LOS ANGELES, Jan. 9 (UPI) -- Initial reactions to President George W. Bush's new immigration initiative focused mostly on the emotional hot button of his call to legalize undocumented aliens. Yet, U.S. workers' wage levels might be affected even more in the long run by Bush's so-far little-discussed plan to open the nation's borders to foreign residents who can obtain a job offer from a U.S. employer.
While some details of the Bush guest worker program remain murky, and any actual legislation would have to be hammered out with Congress, the statements issued so far by the White House imply an open-ended, strikingly libertarian approach to globalizing the U.S. job market.
A fact sheet issued by the White House to accompany the president's speech on Wednesday made clear that the administration envisions bringing into the country a substantial increase in the supply of labor above that provided by current U.S. residents, both legal and presently illegal. The White House complained: "Current immigration law can also hinder companies from finding willing workers. The visas now available do not allow employers to fill jobs in many key sectors of our economy."

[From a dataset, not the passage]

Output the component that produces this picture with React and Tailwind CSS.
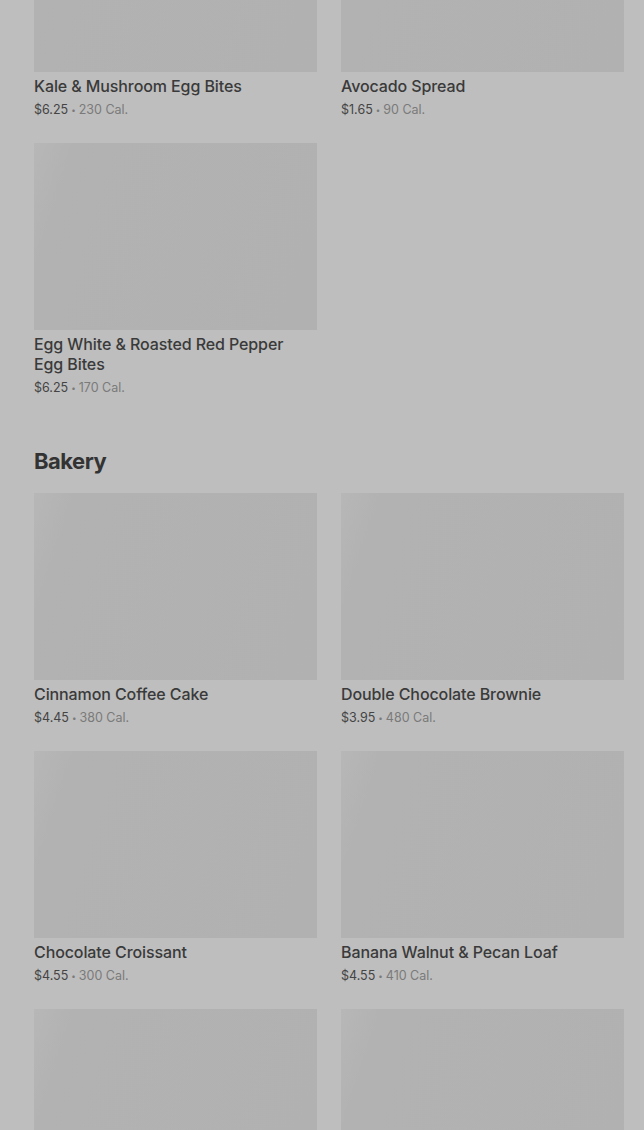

Bush announced: "I propose a new temporary worker program that will match willing foreign workers with willing American employers, when no Americans can be found to fill the jobs. This program will offer legal status, as temporary workers, to the millions of undocumented men and women now employed in the United States, and to those in foreign countries who seek to participate in the program and have been offered employment here. ... All who participate in the temporary worker program must have a job, or, if not living in the United States, a job offer."
This importing of foreign workers to fill jobs is seen as a process that will continue even after current illegal aliens are legalized. The fact sheet stated, "In the future, only people outside the U.S. may join the temporary worker program."
The immigration trial balloon lofted by the administration in July 2001 would have restricted potential benefits solely to Mexican nationals, who number somewhat more than 100 million. In contrast, any of the 6-billion-plus humans on Earth appear to be eligible to become temporary workers under the 2004.
Ironically, in this age of cheap jet travel, poor Mexican immigrant job hunters might find themselves undercut by even poorer temporary workers from, say, Bangladesh who may be willing to work for even less. According to U.N. figures, there are several billion people poorer than the average Mexican.
Two "senior administration officials" answered media questions about the plan Tuesday.
The higher-ups explained that the temporary worker program would be "non-sector specific." Unlike most previous guest workers programs, such as the one started during World War II to bring Mexican nationals in to work in the fields while U.S. farm boys were in the military, this one would not be limited to any particular industry or employer. Firms would decide for themselves whether they wanted to initiate the process of importing foreign labor.
Bush did caution, "Employers who extend job offers must first make every reasonable effort to find an American worker for the job at hand." But he also said, "This new system should be clear and efficient, so employers are able to find workers quickly and simply," suggesting that his working definition of "every reasonable effort" will turn out to be less than onerous.
In reality, the key issue is whether firms would be allowed to import foreigners to work for less than Americans would make if the temporary worker plan did not exist.
The president took a libertarian line, enunciating as the second of his immigration proposal's five principles, "If an American employer is offering a job that American citizens are not willing to take, we ought to welcome into our country a person who will fill that job."
The president's claim that there are jobs that Americans just won't do is disputed by many economists, such as Harvard Professor George Borjas, who is one of the best-known immigration specialists. These economists argue that, according to their field's basic law of supply and demand, some citizen will take any job -- if the pay offered is high enough.
To economists such as Borjas, wage levels are largely driven by supply and demand. All else being equal, an increase in the supply of labor, as the administration is requesting, would drive down its price -- namely, workers' wages.
Neither Bush nor the two senior administration officials who briefed the media Tuesday, however, made any suggestion that employers wishing to bring in workers from overseas would be required to first offer wages high enough to attract American workers. The only specific requirement that the senior officials mentioned was that the job offer meet the minimum wage. At the federal minimum of $5.15 per hour, a full-time worker earns $10,712 per year, well under the official poverty line for a family of three of $15,260.
It's logical that the White House didn't announce any other wage protection measures. After all, if employers were to be required to pay the current going rate for U.S. workers, they might as well hire current U.S. workers. So, why then would employers need a massive influx of foreign temporary workers? In other words, rules that would be effective at keeping up the wages of workers would undermine the fundamental goal of this plan.